Collect all lines below with the string "components".

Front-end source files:
..............................

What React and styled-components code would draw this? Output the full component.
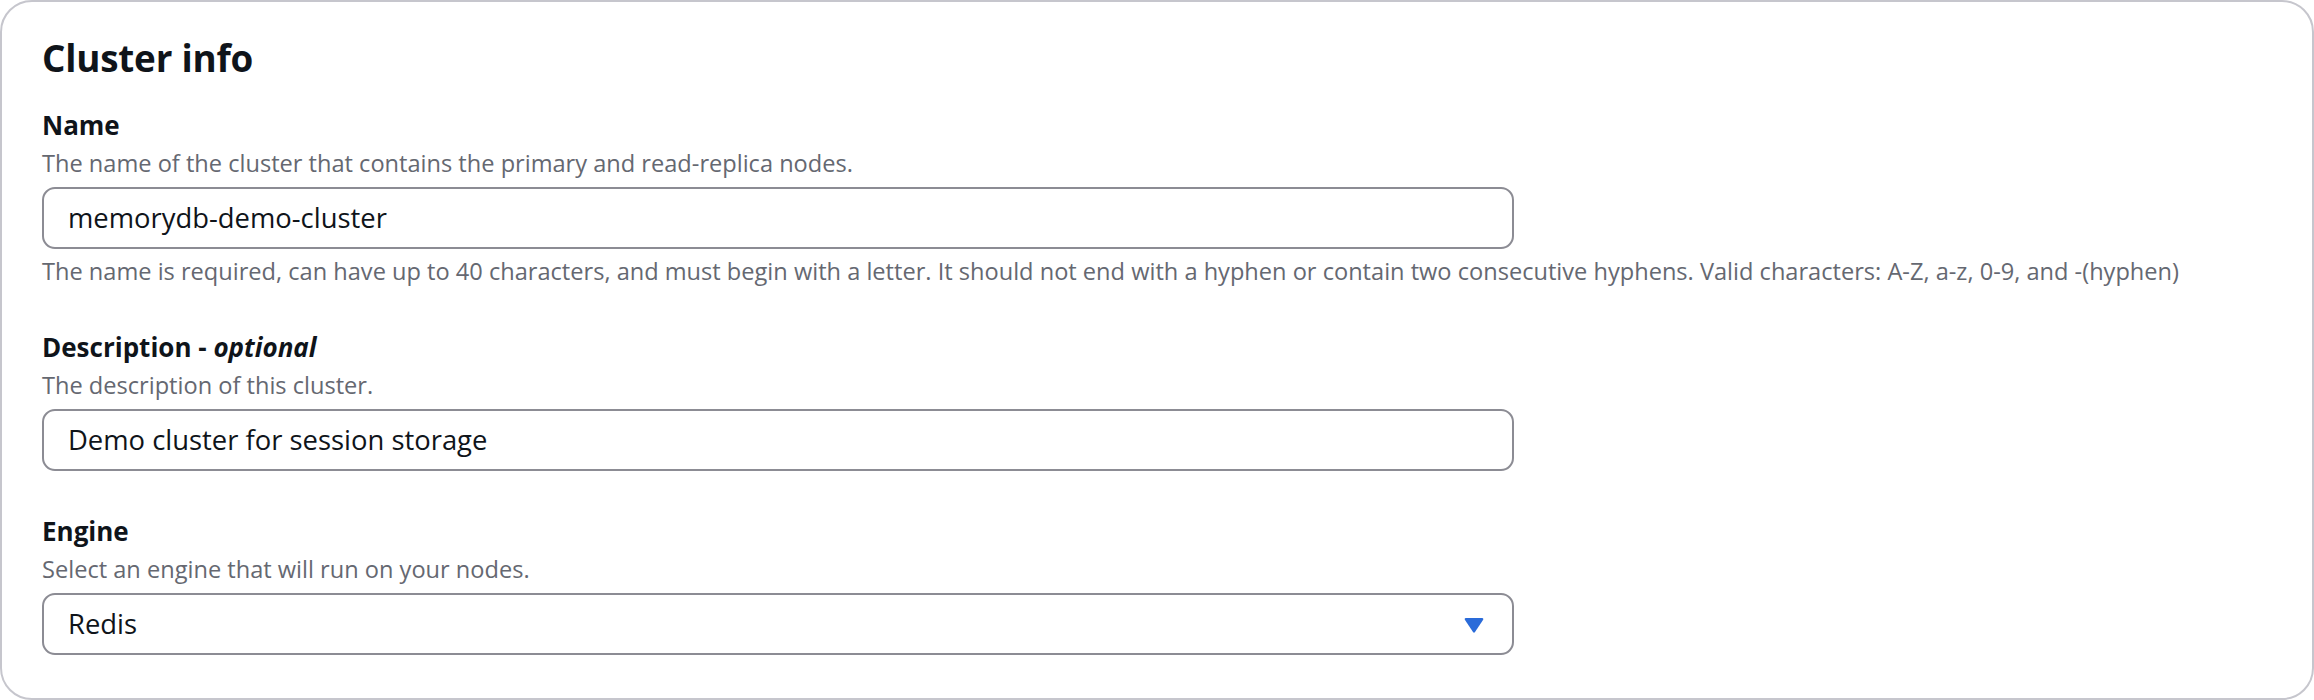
import React from "react";
import styled, { createGlobalStyle } from "styled-components";

const Global = createGlobalStyle`
  html, body { margin: 0; padding: 0; background: #ffffff; }
  body { font-family: "Open Sans", "Noto Sans", Arial, sans-serif; color: #0f141a; }
  * { box-sizing: border-box; }
`;

const Card = styled.section`
  width: 2314px;
  height: 700px;
  border: 2px solid #c6c6cd;
  border-radius: 32px;
  background: #ffffff;
  padding: 32px 40px 0 40px;
  display: flex;
  flex-direction: column;
`;

const Title = styled.h2`
  margin: 0 0 29px 0;
  font-size: 36.8px;
  line-height: 48px;
  font-weight: 700;
  color: #0f141a;
  letter-spacing: -0.2px;
`;

const Form = styled.div`
  display: flex;
  flex-direction: column;
  gap: 46px;
`;

const Field = styled.div`
  display: flex;
  flex-direction: column;
`;

const Label = styled.label`
  font-size: 26px;
  line-height: 28px;
  font-weight: 700;
  color: #0f141a;
`;

const Optional = styled.i`
  font-weight: 700;
  font-style: italic;
`;

const Description = styled.div`
  font-size: 23.6px;
  line-height: 32px;
  color: #656871;
  margin: 8px 0 8px 0;
`;

const Hint = styled.div`
  font-size: 23.6px;
  line-height: 32px;
  color: #656871;
  margin-top: 6px;
  white-space: nowrap;
`;

const Control = styled.div`
  width: 1472px;
  height: 62px;
  border: 2px solid #8c8c94;
  border-radius: 13px;
  padding: 0 28px 0 24px;
  display: flex;
  align-items: center;
  justify-content: space-between;
  font-size: 27.4px;
  color: #0f141a;
`;

const Value = styled.span`
  line-height: 36px;
`;

const Caret = styled.svg`
  width: 20px;
  height: 16px;
  margin-top: 2px;
  flex: none;
`;

export default function App() {
  return (
    <>
      <Global />
      <Card>
        <Title>Cluster info</Title>
        <Form>
          <Field>
            <Label>Name</Label>
            <Description>The name of the cluster that contains the primary and read-replica nodes.</Description>
            <Control>
              <Value>memorydb-demo-cluster</Value>
            </Control>
            <Hint>
              The name is required, can have up to 40 characters, and must begin with a letter. It should not end with a hyphen or contain two consecutive hyphens. Valid characters: A-Z, a-z, 0-9, and -(hyphen)
            </Hint>
          </Field>
          <Field>
            <Label>
              Description - <Optional>optional</Optional>
            </Label>
            <Description>The description of this cluster.</Description>
            <Control>
              <Value>Demo cluster for session storage</Value>
            </Control>
          </Field>
          <Field>
            <Label>Engine</Label>
            <Description>Select an engine that will run on your nodes.</Description>
            <Control>
              <Value>Redis</Value>
              <Caret viewBox="0 0 20 16" aria-hidden="true">
                <path d="M2 1 H18 Q20 1 19 3 L11 15 Q10 16.5 9 15 L1 3 Q0 1 2 1 Z" fill="#2a6bd9" />
              </Caret>
            </Control>
          </Field>
        </Form>
      </Card>
    </>
  );
}
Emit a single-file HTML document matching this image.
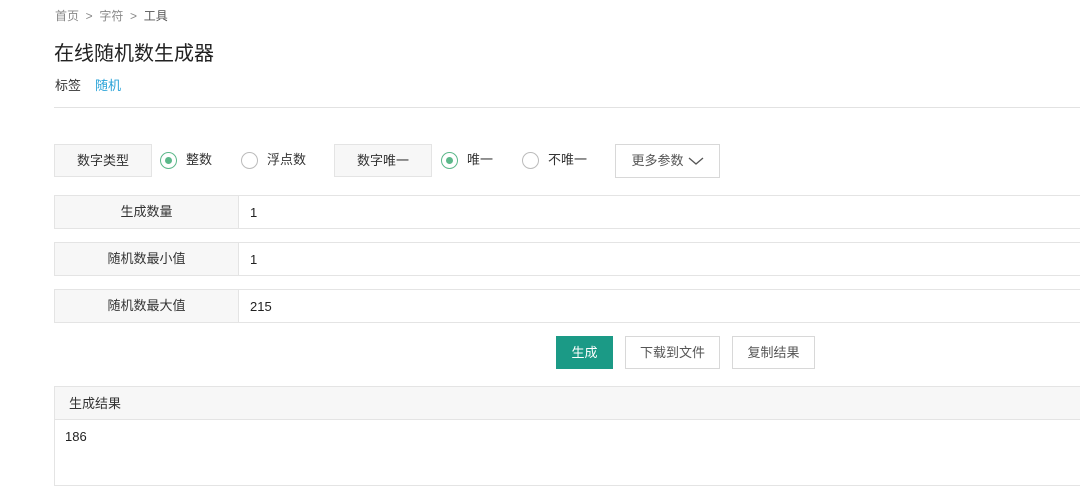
<!DOCTYPE html>
<html><head><meta charset="utf-8"><style>
*{margin:0;padding:0;box-sizing:border-box}
body{width:1080px;height:473px;overflow:hidden;background:#fff;font-family:"Liberation Sans","Noto Sans CJK SC",sans-serif;color:#333;position:relative}
.a{position:absolute;white-space:nowrap}
.crumb{top:7px;left:55px;font-size:12px;color:#888}
.crumb b{font-weight:normal;color:#555}
.title{top:37px;left:54px;font-size:20px;color:#222}
.tag{top:75px;left:55px;font-size:13px;color:#333}
.tag span{color:#2aa3d8;margin-left:14px}
.hr{top:107px;left:54px;width:1030px;height:1px;background:#e2e2e2}
.lb{background:#f7f7f7;border:1px solid #e4e4e4;font-size:13px;line-height:31px;text-align:center;color:#333}
.radio{width:17px;height:17px;border-radius:50%;border:1px solid #bbb;background:#fff}
.radio.on{border-color:#5cb88a}
.radio.on:after{content:"";position:absolute;left:4px;top:4px;width:7px;height:7px;border-radius:50%;background:#5cb88a}
.rt{font-size:13px;color:#333;line-height:16px}
.btn{border:1px solid #d8d8d8;background:#fff;font-size:13px;color:#555;display:flex;align-items:center;justify-content:center;line-height:16px}
.row{left:54px;width:1040px;height:34px;border:1px solid #e4e4e4;background:#fff}
.row .l{position:absolute;left:0;top:0;width:184px;height:32px;background:#f7f7f7;border-right:1px solid #e4e4e4;font-size:13px;line-height:31px;text-align:center}
.row .v{position:absolute;left:195px;top:9px;font-size:13px;color:#222}
</style></head><body>
<div class="a crumb">首页 &nbsp;&gt;&nbsp; 字符 &nbsp;&gt;&nbsp; <b>工具</b></div>
<div class="a title">在线随机数生成器</div>
<div class="a tag">标签<span>随机</span></div>
<div class="a hr"></div>

<div class="a lb" style="left:54px;top:144px;width:98px;height:33px">数字类型</div>
<div class="a radio on" style="left:160px;top:152px"></div>
<div class="a rt" style="left:186px;top:152px">整数</div>
<div class="a radio" style="left:241px;top:152px"></div>
<div class="a rt" style="left:267px;top:152px">浮点数</div>
<div class="a lb" style="left:334px;top:144px;width:98px;height:33px">数字唯一</div>
<div class="a radio on" style="left:441px;top:152px"></div>
<div class="a rt" style="left:467px;top:152px">唯一</div>
<div class="a radio" style="left:522px;top:152px"></div>
<div class="a rt" style="left:548px;top:152px">不唯一</div>
<div class="a btn" style="left:615px;top:144px;width:105px;height:34px">更多参数 <svg width="16" height="10" viewBox="0 0 16 10" style="margin-left:4px"><path d="M1 2 L8 8 L15 2" fill="none" stroke="#555" stroke-width="1.3"/></svg></div>

<div class="a row" style="top:195px"><div class="l">生成数量</div><div class="v">1</div></div>
<div class="a row" style="top:242px"><div class="l">随机数最小值</div><div class="v">1</div></div>
<div class="a row" style="top:289px"><div class="l">随机数最大值</div><div class="v">215</div></div>

<div class="a btn" style="left:556px;top:336px;width:57px;height:33px;background:#1b9a86;border-color:#1b9a86;color:#fff">生成</div>
<div class="a btn" style="left:625px;top:336px;width:95px;height:33px">下载到文件</div>
<div class="a btn" style="left:732px;top:336px;width:83px;height:33px">复制结果</div>

<div class="a" style="left:54px;top:386px;width:1040px;height:100px;border:1px solid #e4e4e4">
<div style="height:33px;background:#f7f7f7;border-bottom:1px solid #e4e4e4;font-size:13px;line-height:16px;padding:9px 0 0 14px">生成结果</div>
<div style="font-size:13px;padding:9px 0 0 10px;color:#222">186</div>
</div>
</body></html>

..............................

COMPLETE RESPONSE:
What React and styled-components code would draw this? Output the full component.
import styled, { createGlobalStyle } from "styled-components";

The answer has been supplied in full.